En parallèle, les capacités de production photovoltaïque explosent au niveau mondial avec des installations annuelles passant de 300 MW en 2000 à 143 GW en 2020 pour une capacité totale s’approchant du seuil symbolique du Térawatt. Dans certains pays, dont l’Allemagne, près de 10 % de l’électricité consommée est d’origine photovoltaïque, pour 2,5 % en France.

L’énergie solaire photovoltaïque est ainsi entrée dans la cour des grands pour contribuer à la transition énergétique. L’abondance de la ressource solaire et sa distribution au niveau mondial font que le potentiel de développement et d’accélération est considérable, allant du local avec les toits des maisons aux grandes installations terrestres ou maritimes. De nombreuses études prospectives prédisent une contribution très élevée dans le mix énergétique à venir en substitution des énergies fossiles.

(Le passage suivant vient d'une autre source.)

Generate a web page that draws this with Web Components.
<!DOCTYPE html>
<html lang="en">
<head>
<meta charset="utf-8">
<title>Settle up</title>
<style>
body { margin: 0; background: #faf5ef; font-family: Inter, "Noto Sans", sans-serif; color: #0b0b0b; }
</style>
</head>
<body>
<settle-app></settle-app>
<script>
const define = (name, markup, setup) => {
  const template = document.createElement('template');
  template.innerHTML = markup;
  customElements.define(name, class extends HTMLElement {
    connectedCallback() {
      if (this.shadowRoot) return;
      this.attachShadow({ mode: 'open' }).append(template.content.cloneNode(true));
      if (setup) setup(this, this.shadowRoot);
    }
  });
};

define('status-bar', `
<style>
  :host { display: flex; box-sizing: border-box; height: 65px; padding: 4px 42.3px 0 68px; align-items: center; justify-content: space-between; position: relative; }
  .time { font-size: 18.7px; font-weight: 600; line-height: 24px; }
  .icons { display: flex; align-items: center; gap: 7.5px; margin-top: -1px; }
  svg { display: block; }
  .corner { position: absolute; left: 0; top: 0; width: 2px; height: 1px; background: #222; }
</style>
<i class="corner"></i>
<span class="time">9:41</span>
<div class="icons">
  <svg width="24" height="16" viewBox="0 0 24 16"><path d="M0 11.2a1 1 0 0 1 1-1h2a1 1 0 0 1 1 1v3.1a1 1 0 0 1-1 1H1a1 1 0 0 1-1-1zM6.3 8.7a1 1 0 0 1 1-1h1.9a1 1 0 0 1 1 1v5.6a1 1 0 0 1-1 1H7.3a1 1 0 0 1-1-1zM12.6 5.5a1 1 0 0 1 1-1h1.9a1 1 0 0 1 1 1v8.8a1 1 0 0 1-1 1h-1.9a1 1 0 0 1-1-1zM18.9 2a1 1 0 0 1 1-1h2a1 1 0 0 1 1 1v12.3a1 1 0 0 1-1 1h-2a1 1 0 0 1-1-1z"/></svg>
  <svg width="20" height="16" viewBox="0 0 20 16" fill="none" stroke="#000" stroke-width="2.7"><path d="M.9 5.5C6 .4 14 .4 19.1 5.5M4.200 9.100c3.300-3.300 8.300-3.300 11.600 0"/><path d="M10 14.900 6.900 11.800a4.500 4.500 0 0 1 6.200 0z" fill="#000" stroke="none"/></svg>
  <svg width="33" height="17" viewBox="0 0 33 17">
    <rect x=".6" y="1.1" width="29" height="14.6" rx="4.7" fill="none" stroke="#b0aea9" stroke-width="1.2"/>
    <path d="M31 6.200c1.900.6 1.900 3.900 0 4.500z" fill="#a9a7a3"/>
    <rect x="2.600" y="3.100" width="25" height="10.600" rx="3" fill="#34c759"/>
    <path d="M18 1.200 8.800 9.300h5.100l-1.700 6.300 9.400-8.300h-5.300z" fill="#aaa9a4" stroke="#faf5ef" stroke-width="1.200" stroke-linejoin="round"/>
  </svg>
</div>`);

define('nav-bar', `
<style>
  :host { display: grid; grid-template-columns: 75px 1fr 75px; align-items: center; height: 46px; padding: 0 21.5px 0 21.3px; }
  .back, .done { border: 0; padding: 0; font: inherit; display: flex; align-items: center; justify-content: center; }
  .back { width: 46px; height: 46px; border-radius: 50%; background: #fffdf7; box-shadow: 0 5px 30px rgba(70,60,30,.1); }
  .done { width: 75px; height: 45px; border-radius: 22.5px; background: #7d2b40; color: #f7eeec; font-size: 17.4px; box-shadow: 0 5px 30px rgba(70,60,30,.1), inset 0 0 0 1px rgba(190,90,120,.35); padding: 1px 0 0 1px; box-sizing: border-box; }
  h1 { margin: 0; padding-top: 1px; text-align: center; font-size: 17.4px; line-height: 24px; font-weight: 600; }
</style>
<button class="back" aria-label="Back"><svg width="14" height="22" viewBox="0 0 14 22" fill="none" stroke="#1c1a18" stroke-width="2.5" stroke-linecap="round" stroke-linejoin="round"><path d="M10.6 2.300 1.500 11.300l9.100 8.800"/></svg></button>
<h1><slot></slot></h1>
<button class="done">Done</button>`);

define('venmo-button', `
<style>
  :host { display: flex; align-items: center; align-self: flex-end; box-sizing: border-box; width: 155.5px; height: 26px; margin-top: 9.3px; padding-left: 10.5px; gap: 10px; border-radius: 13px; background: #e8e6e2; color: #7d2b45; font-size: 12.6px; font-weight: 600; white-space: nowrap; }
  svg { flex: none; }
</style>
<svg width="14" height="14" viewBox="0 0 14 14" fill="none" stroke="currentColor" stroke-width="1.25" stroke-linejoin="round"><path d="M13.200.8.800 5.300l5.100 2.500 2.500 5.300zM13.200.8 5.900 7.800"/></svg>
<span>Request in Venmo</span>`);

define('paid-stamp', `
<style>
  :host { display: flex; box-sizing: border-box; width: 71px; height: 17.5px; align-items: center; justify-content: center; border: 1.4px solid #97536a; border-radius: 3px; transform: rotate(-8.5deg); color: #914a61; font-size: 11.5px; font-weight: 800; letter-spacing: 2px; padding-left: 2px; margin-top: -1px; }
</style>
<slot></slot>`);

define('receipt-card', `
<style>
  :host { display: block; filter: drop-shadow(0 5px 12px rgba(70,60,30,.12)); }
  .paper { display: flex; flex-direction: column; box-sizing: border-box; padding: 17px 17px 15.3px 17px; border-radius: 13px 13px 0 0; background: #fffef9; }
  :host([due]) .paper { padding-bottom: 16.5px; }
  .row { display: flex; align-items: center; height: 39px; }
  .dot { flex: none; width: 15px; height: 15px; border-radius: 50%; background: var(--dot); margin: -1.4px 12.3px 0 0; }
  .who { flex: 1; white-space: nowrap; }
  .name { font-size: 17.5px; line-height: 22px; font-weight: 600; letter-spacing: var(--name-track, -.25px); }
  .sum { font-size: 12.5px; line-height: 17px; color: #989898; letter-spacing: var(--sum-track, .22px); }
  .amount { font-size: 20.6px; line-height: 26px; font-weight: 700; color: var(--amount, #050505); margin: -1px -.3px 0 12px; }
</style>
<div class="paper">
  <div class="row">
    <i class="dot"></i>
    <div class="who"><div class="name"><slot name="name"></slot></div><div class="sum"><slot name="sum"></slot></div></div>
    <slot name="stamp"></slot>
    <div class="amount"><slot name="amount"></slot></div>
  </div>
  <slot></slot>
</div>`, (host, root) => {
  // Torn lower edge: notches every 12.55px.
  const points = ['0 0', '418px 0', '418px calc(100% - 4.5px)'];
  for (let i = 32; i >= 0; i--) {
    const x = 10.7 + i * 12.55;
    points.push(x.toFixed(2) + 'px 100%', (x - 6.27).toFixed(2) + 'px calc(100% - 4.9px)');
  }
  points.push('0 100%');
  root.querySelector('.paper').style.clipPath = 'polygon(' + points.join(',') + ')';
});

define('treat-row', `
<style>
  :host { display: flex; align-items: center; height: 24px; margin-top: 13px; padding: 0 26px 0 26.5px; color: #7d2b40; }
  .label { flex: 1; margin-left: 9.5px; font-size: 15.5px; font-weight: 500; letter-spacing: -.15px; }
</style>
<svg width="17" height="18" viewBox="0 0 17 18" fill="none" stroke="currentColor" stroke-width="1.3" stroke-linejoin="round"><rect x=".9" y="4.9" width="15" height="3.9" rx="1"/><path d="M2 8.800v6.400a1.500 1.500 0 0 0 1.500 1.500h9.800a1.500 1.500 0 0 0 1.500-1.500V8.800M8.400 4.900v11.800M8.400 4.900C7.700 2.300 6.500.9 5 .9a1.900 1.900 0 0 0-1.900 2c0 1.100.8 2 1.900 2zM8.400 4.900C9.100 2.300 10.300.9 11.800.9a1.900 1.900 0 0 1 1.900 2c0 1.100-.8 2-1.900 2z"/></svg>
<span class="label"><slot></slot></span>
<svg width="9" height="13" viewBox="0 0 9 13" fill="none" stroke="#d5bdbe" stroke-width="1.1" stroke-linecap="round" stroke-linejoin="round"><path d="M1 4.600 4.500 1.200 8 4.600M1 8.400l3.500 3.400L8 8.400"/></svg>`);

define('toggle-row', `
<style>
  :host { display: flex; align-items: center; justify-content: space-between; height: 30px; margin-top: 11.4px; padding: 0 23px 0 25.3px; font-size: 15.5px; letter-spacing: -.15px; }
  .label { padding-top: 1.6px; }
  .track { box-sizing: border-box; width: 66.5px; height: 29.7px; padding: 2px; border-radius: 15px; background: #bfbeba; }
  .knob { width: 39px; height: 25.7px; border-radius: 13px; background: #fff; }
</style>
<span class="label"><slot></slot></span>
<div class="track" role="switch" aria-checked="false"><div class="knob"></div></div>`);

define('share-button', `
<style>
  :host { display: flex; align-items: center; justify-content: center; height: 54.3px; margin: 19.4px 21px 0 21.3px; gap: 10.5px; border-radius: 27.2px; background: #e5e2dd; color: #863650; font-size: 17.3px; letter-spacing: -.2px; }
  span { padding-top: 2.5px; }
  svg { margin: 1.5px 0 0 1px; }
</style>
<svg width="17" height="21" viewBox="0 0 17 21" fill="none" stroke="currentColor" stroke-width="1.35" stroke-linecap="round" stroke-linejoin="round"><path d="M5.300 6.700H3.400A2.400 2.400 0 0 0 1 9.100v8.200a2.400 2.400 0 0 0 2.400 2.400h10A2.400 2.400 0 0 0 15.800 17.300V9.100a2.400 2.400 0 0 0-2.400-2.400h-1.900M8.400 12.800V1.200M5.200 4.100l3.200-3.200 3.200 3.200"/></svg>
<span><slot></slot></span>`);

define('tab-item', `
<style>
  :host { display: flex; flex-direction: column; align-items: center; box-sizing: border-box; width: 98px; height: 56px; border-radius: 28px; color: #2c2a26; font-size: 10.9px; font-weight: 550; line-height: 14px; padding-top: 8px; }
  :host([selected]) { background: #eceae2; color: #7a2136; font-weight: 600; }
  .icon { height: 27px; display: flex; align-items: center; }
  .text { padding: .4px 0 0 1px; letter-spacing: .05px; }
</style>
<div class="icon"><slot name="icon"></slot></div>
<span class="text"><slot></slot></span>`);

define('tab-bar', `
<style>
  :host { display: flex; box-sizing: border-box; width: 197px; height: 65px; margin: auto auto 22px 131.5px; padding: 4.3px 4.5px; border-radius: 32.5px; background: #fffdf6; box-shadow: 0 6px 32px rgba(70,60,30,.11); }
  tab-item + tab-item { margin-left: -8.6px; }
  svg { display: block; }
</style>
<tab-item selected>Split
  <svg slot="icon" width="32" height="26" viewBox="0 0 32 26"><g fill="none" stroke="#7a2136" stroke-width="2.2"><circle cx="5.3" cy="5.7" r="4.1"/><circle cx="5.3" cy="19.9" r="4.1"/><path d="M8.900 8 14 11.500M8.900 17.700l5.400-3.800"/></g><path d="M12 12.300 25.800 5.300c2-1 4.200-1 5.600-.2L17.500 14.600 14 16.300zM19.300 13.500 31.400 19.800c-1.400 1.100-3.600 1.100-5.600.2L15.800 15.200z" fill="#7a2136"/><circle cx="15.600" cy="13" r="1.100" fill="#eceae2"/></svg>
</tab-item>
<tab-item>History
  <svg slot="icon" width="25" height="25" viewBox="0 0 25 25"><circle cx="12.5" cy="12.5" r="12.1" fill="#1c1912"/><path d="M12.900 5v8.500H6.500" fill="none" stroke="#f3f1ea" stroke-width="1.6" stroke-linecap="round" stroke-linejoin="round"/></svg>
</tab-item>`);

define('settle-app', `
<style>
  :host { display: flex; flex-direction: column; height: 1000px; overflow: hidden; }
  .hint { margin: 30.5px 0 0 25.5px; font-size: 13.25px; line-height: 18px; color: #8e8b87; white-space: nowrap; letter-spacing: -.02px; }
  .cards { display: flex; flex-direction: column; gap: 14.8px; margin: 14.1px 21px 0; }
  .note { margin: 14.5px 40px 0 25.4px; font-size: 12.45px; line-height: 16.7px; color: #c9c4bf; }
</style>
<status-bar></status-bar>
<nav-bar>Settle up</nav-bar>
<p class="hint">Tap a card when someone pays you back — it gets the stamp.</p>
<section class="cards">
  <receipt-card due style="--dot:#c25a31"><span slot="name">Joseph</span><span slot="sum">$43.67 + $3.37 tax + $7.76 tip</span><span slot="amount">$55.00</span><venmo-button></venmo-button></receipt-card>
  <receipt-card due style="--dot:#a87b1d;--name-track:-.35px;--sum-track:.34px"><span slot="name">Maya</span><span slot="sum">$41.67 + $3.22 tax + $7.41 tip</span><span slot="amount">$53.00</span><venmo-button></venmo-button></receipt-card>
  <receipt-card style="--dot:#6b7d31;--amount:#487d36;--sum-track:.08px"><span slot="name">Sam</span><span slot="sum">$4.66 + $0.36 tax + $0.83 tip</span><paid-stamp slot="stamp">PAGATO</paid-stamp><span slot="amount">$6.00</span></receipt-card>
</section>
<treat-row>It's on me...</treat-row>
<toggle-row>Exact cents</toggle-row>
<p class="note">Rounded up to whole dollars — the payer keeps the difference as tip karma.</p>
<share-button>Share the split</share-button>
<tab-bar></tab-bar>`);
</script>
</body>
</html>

Ce développement à grande échelle s’accompagne aussi de questions fondamentales concernant la soutenabilité de cette progression au niveau économique et ses impacts environnementaux et sociaux. Il ne pourra se faire que si la technologie photovoltaïque répond à ces critères et s’accompagne d’une acceptabilité sociale portée par l’adhésion des citoyens, le soutien des pouvoirs publics en matière de développement industriel, et d’une éthique tournée vers l’engagement dans la lutte contre le changement climatique.

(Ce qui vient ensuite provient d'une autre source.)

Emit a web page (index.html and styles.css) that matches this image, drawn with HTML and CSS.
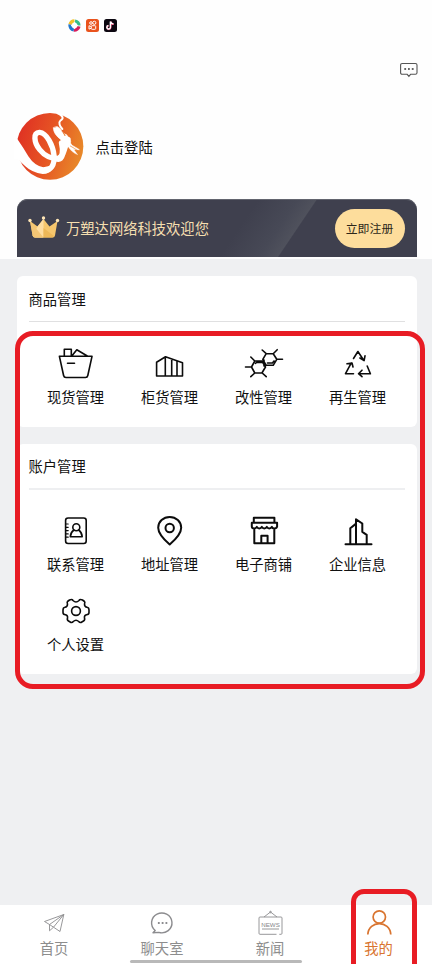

Au-delà des aspects technologiques, scientifiques, l’analyse approfondie des cycles de vie (ressources, bilan carbone, recyclage…), ce sont donc aussi des éléments culturels, liés à la perception même de la relation de l’humanité avec l’énergie solaire et à la confiance nécessaire, qui détermineront le succès ou non du recours à l’énergie photovoltaïque. Ils stimuleront d’autant plus les efforts de recherche en cours dans les laboratoires du monde entier en lien aussi avec les problématiques complémentaires de stockage, de production d’hydrogène ou autres « carburants solaires », aptes à pallier l’intermittence – heureuse – inhérente à la lumière de notre étoile.